İklim değişikliği, biyoçeşitlilik kaybı ve kirlilikten oluşan üçlü gezegensel krizlerden beslenmeye bağlı hastalıkların yayılmasına, erken ölümlere ve yaşam maliyeti krizine kadar şu anda karşı karşıya olduğumuz birbiriyle bağlantılı çok sayıda kriz, gıda sistemimizin başarısızlıklarını daha da vurguladı . Tedarik zincirindeki aksaklıklar ve gıda fiyatlarındaki enflasyonist artışlardan en çok düşük gelirli haneler ve küçük ölçekli gıda üreticileri etkilenirken, büyük sektör oyuncuları karlarının istikrarlı bir şekilde arttığını gördü.

Slow Food DirektörüMadeleine Coste ise“AB liderlerinin, geçen yıl Ukrayna’da savaşın patlak vermesinden bu yana tarımsal sanayi ve muhafazakar politikacıların ana iddiası olan, Avrupa’nın “dünyayı beslemek” için gıda üretimini yoğunlaştırması gerektiği yönündeki yanlış anlatıyı reddetmenin zamanı geldi”diyor.

Gerçek şu ki, gıda sistemlerimizin sürdürülemezliği ve adaletsizliği ortadan kalkmıyor; bir yandan da Kovid-19’dan toparlanmayı da içeren devam eden krizler, yaygın kuraklıklar ve aşırı seller, devam eden çatışmalar ve artan yaşam maliyeti herkes için derin endişe yaratmaya devam ediyor.
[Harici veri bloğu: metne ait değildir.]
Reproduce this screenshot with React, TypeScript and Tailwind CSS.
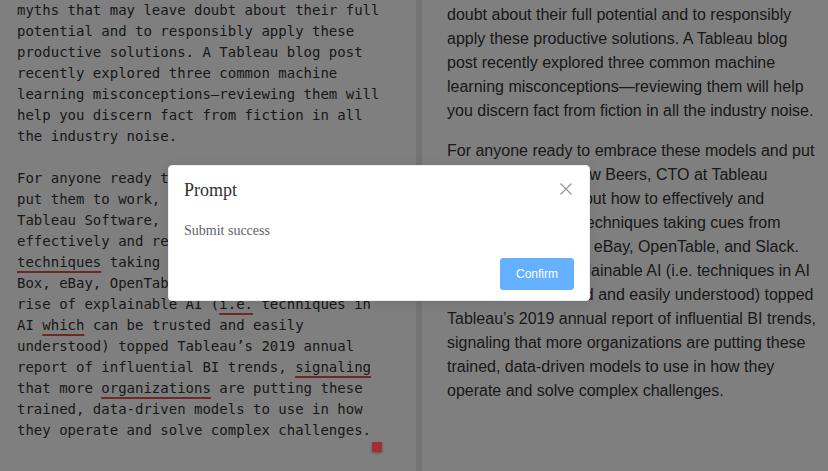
import React from "react";

const editorParagraphs = [
  <>
    myths that may leave doubt about their full potential and to responsibly apply these productive
    solutions. A Tableau blog post recently explored three common machine learning misconceptions—reviewing
    them will help you discern fact from fiction in all the industry noise.
  </>,
  <>
    For anyone ready to embrace these models and put them to work, Andrew Beers, CTO at Tableau Software,
    spoke about how to effectively and responsibly use AI <Typo>techniques</Typo> taking cues from companies
    like Box, eBay, OpenTable, and Slack. Plus, the rise of explainable AI (<Typo>i.e.</Typo> techniques in AI{" "}
    <Typo>which</Typo> can be trusted and easily understood) topped Tableau’s 2019 annual report of
    influential BI trends, <Typo>signaling</Typo> that more <Typo>organizations</Typo> are putting these
    trained, data-driven models to use in how they operate and solve complex challenges.
  </>,
];

function Typo({ children }: { children: React.ReactNode }) {
  return (
    <span className="underline decoration-[#d9534f] decoration-2 underline-offset-[4px]">{children}</span>
  );
}

const previewParagraphs = [
  "doubt about their full potential and to responsibly apply these productive solutions. A Tableau blog post recently explored three common machine learning misconceptions—reviewing them will help you discern fact from fiction in all the industry noise.",
  "For anyone ready to embrace these models and put them to work, Andrew Beers, CTO at Tableau Software, spoke about how to effectively and responsibly use AI techniques taking cues from companies like Box, eBay, OpenTable, and Slack. Plus, the rise of explainable AI (i.e. techniques in AI which can be trusted and easily understood) topped Tableau’s 2019 annual report of influential BI trends, signaling that more organizations are putting these trained, data-driven models to use in how they operate and solve complex challenges.",
];

const MessageBox = ({ title, message }: { title: string; message: string }) => {
  return (
    <div className="absolute left-[168px] top-[165px] z-20 w-[422px] rounded-[4px] border border-[#ebeef5] bg-white pb-[10px] shadow-[0_2px_12px_rgba(0,0,0,0.1)] font-['Liberation_Serif',serif]">
      <div className="relative px-[15px] pt-[15px] pb-[10px]">
        <div className="text-[18px] leading-[18px] text-[#303133]">{title}</div>
        <button className="absolute right-[15px] top-[15px] h-4 w-4 text-[#909399]">
          <svg className="h-4 w-4" viewBox="0 0 16 16" fill="none" stroke="currentColor" strokeWidth={1.1}>
            <path d="M2.5 2.5l11 11M13.5 2.5l-11 11" />
          </svg>
        </button>
      </div>
      <div className="px-[15px] py-[10px] text-[14px] leading-[24px] text-[#606266]">{message}</div>
      <div className="flex justify-end px-[15px] pt-[5px]">
        <button className="rounded-[3px] border border-[#66b1ff] bg-[#66b1ff] px-[15px] py-[9px] font-['Liberation_Sans',Arial,sans-serif] text-[12px] leading-[12px] text-white">
          Confirm
        </button>
      </div>
    </div>
  );
};

export default function App() {
  return (
    <main className="relative flex h-[471px] w-full overflow-hidden bg-white">
      {/* editor */}
      <div className="w-[416px] shrink-0 pl-[17px] font-['DejaVu_Sans_Mono',monospace] text-[14px] leading-[21px] text-[#333]">
        <div className="w-[375px]">
          {editorParagraphs.map((p, i) => (
            <p key={i} className="mb-[21px]">
              {p}
            </p>
          ))}
        </div>
      </div>

      <div className="w-[6px] shrink-0 bg-[#e8e8e8]" />

      {/* preview */}
      <div className="flex-1 pl-[25px] pt-[3px] font-['Liberation_Sans',Arial,sans-serif] text-[16px] leading-[24px] text-[#333]">
        <div className="w-[375px]">
          {previewParagraphs.map((p, i) => (
            <p key={i} className="mb-[16px]">
              {p}
            </p>
          ))}
        </div>
      </div>

      <div className="absolute inset-0 z-10 bg-black/50" />

      <MessageBox title="Prompt" message="Submit success" />

      <div className="absolute left-[372px] top-[442px] z-30 h-[10px] w-[10px] rounded-[1px] bg-[#a33030] shadow-[0_1px_3px_rgba(0,0,0,0.35)]" />
    </main>
  );
}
Hareketsizliğin iklim, biyoçeşitlilik, bizim ve hayvanlarımızın sağlığı ve refahı üzerindeki maliyeti milyarlarca doları temsil edeceğinden göz ardı edilemez.

Slow Food, önümüzdeki hafta 8 Kasım’da Brüksel’de Good Food Good Farming tarafından düzenlenen “Gıda Sistemlerini Masaya Geri Döndürün” protestosunda AB liderlerini sözlerini tutmaya çağıran çok sayıda sivil toplum grubu arasında yer alacak.